Wednesday, September 17, 2014

My motherly thoughts

Watching Brianna grow up is bittersweet. Lately there has been lots of talk (on her end) of what it will be like when she's older. I see the excitement and wonder in her eyes but my heart aches. 

I no longer am "all knowing" in her mind. I've been hearing a lot of "I know that" or "that's not right, you're wrong". I can only  guess what my mom felt when I started saying these kinds of things. It's hard to swallow as a mom. I love watching her learn and grow but at the same time it reminds me that she won't stay little forever. I can see the struggle that faces her daily of wanting to do things someone older would do and then doing things younger girls do. I of course am silently trying to guide her to the younger girl choices.  

She is still my sweet girl despite the eye rolls and the occasional sassiness. I hope that she will feel confident with herself, that she won't follow the crowd or worry about what others think. I hope and pray that she will make good choices with whatever comes her way. 

When I stop and think about her getting older, I hope that I (meaning Kalen & I) will have prepared her for the world. That she will see the good around her instead of the bad. That she will love unconditionally. That she will share her light with those around her. That she will be a loyal friend. That others will be drawn towards her because she is different and stands up for what she believes in. 

Being a mom is the hardest thing I've ever done. It's not a 8-5 job. It's constant. I never thought that I would worry so much about another as I do my kids. 

I hope that my girls know how much I love and adore them. I'm so grateful that I am their mother. While my "job" is not valued by the world as a worthy job, it is one of the most important ones I've ever had. I pray I can do it well. 

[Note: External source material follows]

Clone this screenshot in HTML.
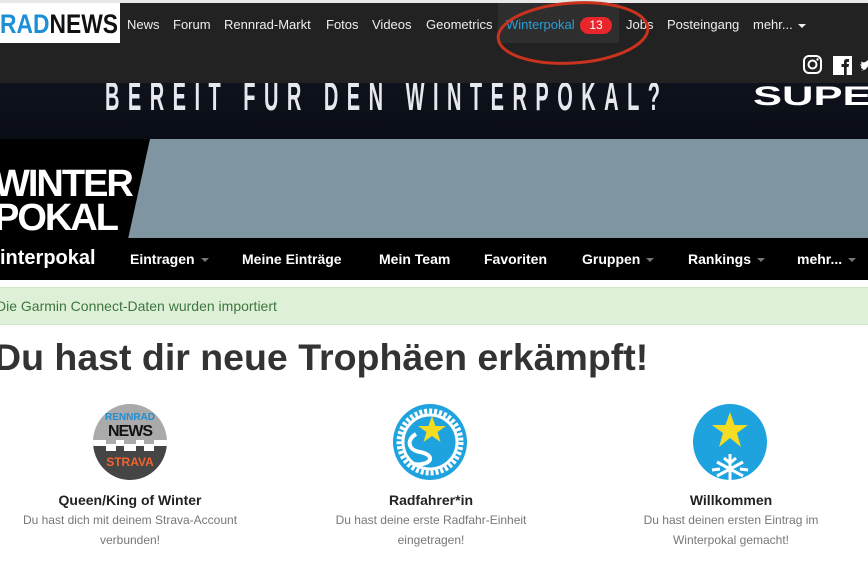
<!DOCTYPE html>
<html><head><meta charset="utf-8"><style>
*{margin:0;padding:0;box-sizing:border-box}
body{width:868px;height:578px;overflow:hidden;background:#fff;font-family:"Liberation Sans",Arial,sans-serif;position:relative}
.a{position:absolute;white-space:nowrap}
.nav{color:#eee;font-size:13px;top:17px}
.nav2{color:#fff;font-size:14px;font-weight:bold;top:251px}
.car{display:inline-block;width:0;height:0;border-left:4px solid transparent;border-right:4px solid transparent;border-top:4px solid #777;vertical-align:middle;margin-left:6px}
.t{font-size:14px;font-weight:bold;color:#222;top:492px;width:300px;text-align:center}
.d{font-size:12px;color:#777;top:510px;width:300px;text-align:center;line-height:20px;white-space:normal}
</style></head><body>
<div class="a" style="left:0;top:0;width:868px;height:3px;background:#e8e8e8"></div>
<div class="a" style="left:0;top:3px;width:868px;height:80px;background:#222"></div>
<div class="a" style="left:0;top:3px;width:120px;height:40px;background:#fff"></div>
<svg class="a" style="left:0;top:3px" width="120" height="40"><text x="0" y="30" textLength="118" lengthAdjust="spacingAndGlyphs" font-size="27" font-weight="bold" font-family="Liberation Sans,sans-serif"><tspan fill="#1d8fd6">RAD</tspan><tspan fill="#111">NEWS</tspan></text></svg>
<div class="a" style="left:498px;top:3px;width:121px;height:40px;background:#2e2e2e"></div>
<div class="a nav" style="left:127px">News</div>
<div class="a nav" style="left:173px">Forum</div>
<div class="a nav" style="left:224px">Rennrad-Markt</div>
<div class="a nav" style="left:326px">Fotos</div>
<div class="a nav" style="left:372px">Videos</div>
<div class="a nav" style="left:426px">Geometrics</div>
<div class="a nav" style="left:506px;color:#2a9fd8">Winterpokal</div>
<div class="a" style="left:580px;top:17px;width:32px;height:17px;border-radius:9px;background:#e8262b;color:#fff;font-size:12px;text-align:center;line-height:17px">13</div>
<div class="a nav" style="left:626px">Jobs</div>
<div class="a nav" style="left:667px">Posteingang</div>
<div class="a nav" style="left:753px">mehr... <span class="car" style="border-top-color:#eee;margin-left:2px"></span></div>
<svg class="a" style="left:802px;top:54px" width="66" height="22" viewBox="0 0 66 22">
<rect x="2" y="2" width="17" height="17" rx="5" fill="none" stroke="#fff" stroke-width="2"/><circle cx="10.5" cy="10.5" r="4" fill="none" stroke="#fff" stroke-width="2"/><circle cx="15.5" cy="5.5" r="1.2" fill="#fff"/>
<rect x="31" y="2" width="19" height="19" fill="#fff"/><path d="M42 21v-8h-2.5v-3H42V8c0-2 1-3 3-3h2v3h-1.5c-.6 0-.8.3-.8.8V10h2.3l-.4 3h-1.9v8z" fill="#222"/>
<path d="M60 8c2 1 4 0 6-2v6c-2 4-5 5-7 4 2 0 3-1 3-1-2 0-3-1-3-2h1.5c-1 0-2-1-2-3 0 0 1 .5 1.5 .5-1 -1-1-2-.5-3z" fill="#fff"/>
</svg>
<svg class="a" style="left:496px;top:-2px" width="160" height="74"><ellipse cx="77" cy="35" rx="75" ry="30" fill="none" stroke="#c8321e" stroke-width="3" transform="rotate(-4 77 35)"/></svg>
<div class="a" style="left:0;top:83px;width:868px;height:56px;background:linear-gradient(#0e121c,#0a0d15)"></div>
<svg class="a" style="left:0;top:83px" width="868" height="56">
<g transform="scale(0.5,1)"><text x="210" y="27" textLength="1110" lengthAdjust="spacing" font-size="40" font-weight="bold" fill="#e6e8ee" font-family="Liberation Sans,sans-serif">BEREIT FÜR DEN WINTERPOKAL?</text></g>
<text x="753" y="22" textLength="150" lengthAdjust="spacingAndGlyphs" font-size="27" font-weight="bold" fill="#fff" font-family="Liberation Sans,sans-serif">SUPER</text>
</svg>
<div class="a" style="left:0;top:139px;width:868px;height:100px;background:#7f95a2"></div>
<svg class="a" style="left:0;top:139px" width="160" height="100"><polygon points="0,0 150,0 128,100 0,100" fill="#000"/></svg>
<div class="a" style="left:-6px;top:167px;color:#fff;font-size:38px;font-weight:bold;letter-spacing:-2px;line-height:34px">WINTER<br>POKAL</div>
<div class="a" style="left:0;top:238px;width:868px;height:42px;background:#000"></div>
<div class="a" style="left:0;top:247px;color:#fff;font-size:20px;font-weight:bold">interpokal</div>
<div class="a nav2" style="left:130px">Eintragen<span class="car"></span></div>
<div class="a nav2" style="left:242px">Meine Einträge</div>
<div class="a nav2" style="left:379px">Mein Team</div>
<div class="a nav2" style="left:484px">Favoriten</div>
<div class="a nav2" style="left:582px">Gruppen<span class="car"></span></div>
<div class="a nav2" style="left:688px">Rankings<span class="car"></span></div>
<div class="a nav2" style="left:797px">mehr...<span class="car"></span></div>
<div class="a" style="left:0;top:287px;width:868px;height:38px;background:#dff0d8;border-top:1px solid #d0e9c6;border-bottom:1px solid #d0e9c6"></div>
<div class="a" style="left:-4px;top:298px;font-size:14px;color:#3c763d">Die Garmin Connect-Daten wurden importiert</div>
<div class="a" style="left:-6px;top:336px;font-size:37.5px;font-weight:bold;color:#333">Du hast dir neue Trophäen erkämpft!</div>
<svg class="a" style="left:92px;top:404px" width="76" height="76" viewBox="0 0 76 76">
<defs><clipPath id="c1"><ellipse cx="38" cy="38" rx="37" ry="38"/></clipPath></defs>
<g clip-path="url(#c1)"><rect width="76" height="40" fill="#aaa"/><rect y="40" width="76" height="36" fill="#454545"/>
<path d="M0 36h14v4h10v-4h8v4h12v-4h8v4h10v-4h14v6h-14v5h-10v-5h-8v5h-12v-5h-8v5h-10v-5h-14z" fill="#fff"/></g>
<text x="38" y="16" text-anchor="middle" font-size="10" font-weight="bold" fill="#1d8fd6" font-family="Liberation Sans,sans-serif">RENNRAD</text>
<text x="38" y="32" text-anchor="middle" font-size="16" font-weight="bold" fill="#111" font-family="Liberation Sans,sans-serif" letter-spacing="-1">NEWS</text>
<text x="38" y="62" text-anchor="middle" font-size="12" font-weight="bold" fill="#f26430" font-family="Liberation Sans,sans-serif">STRAVA</text>
</svg>
<svg class="a" style="left:392px;top:404px" width="76" height="76" viewBox="0 0 76 76">
<ellipse cx="38" cy="38" rx="37" ry="38" fill="#1ea3df"/>
<circle cx="38" cy="38" r="31" fill="none" stroke="#fff" stroke-width="5" stroke-dasharray="3 2"/>
<circle cx="38" cy="38" r="27" fill="none" stroke="#fff" stroke-width="3"/>
<polygon points="40,12 43.5,22 54,22 45.5,28 48.5,38 40,32 31.5,38 34.5,28 26,22 36.5,22" fill="#f3dc22"/>
<path d="M24 30c-10 6-8 16 4 18 12 2 14 10 2 12-4 1-8 0-10-1" fill="none" stroke="#fff" stroke-width="4"/>
</svg>
<svg class="a" style="left:692px;top:404px" width="76" height="76" viewBox="0 0 76 76">
<ellipse cx="38" cy="38" rx="37" ry="38" fill="#1ea3df"/>
<polygon points="38,8 42.5,21 56,21 45,29 49,43 38,34 27,43 31,29 20,21 33.5,21" fill="#f3dc22"/>
<g stroke="#fff" stroke-width="3" fill="none"><path d="M38 50v26M25 58l26 14M51 58l-26 14M32 54l6 5 6-5M20 66l8 -1M56 66l-8-1"/></g>
</svg>
<div class="a t" style="left:-20px">Queen/King of Winter</div>
<div class="a d" style="left:-20px;padding:0 35px">Du hast dich mit deinem Strava-Account verbunden!</div>
<div class="a t" style="left:281px">Radfahrer*in</div>
<div class="a d" style="left:281px;padding:0 45px">Du hast deine erste Radfahr-Einheit eingetragen!</div>
<div class="a t" style="left:581px">Willkommen</div>
<div class="a d" style="left:581px;padding:0 50px">Du hast deinen ersten Eintrag im Winterpokal gemacht!</div>
</body></html>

So here's to rolling with the punches (not literally) and trying not to laugh at my eye rolling queen, tantrum drama queen and baby that needs to be physically touching me ALL the time (is there a queen for that?). I'm grateful for my sweet girls. This isn't the easiest job, but it can and has been the most rewarding job I've done in my life so far.

Feeling emotional tonight. Grateful for my family. Missing Dylan. Standing in awe of how wonderful my kids are and how blessed I am.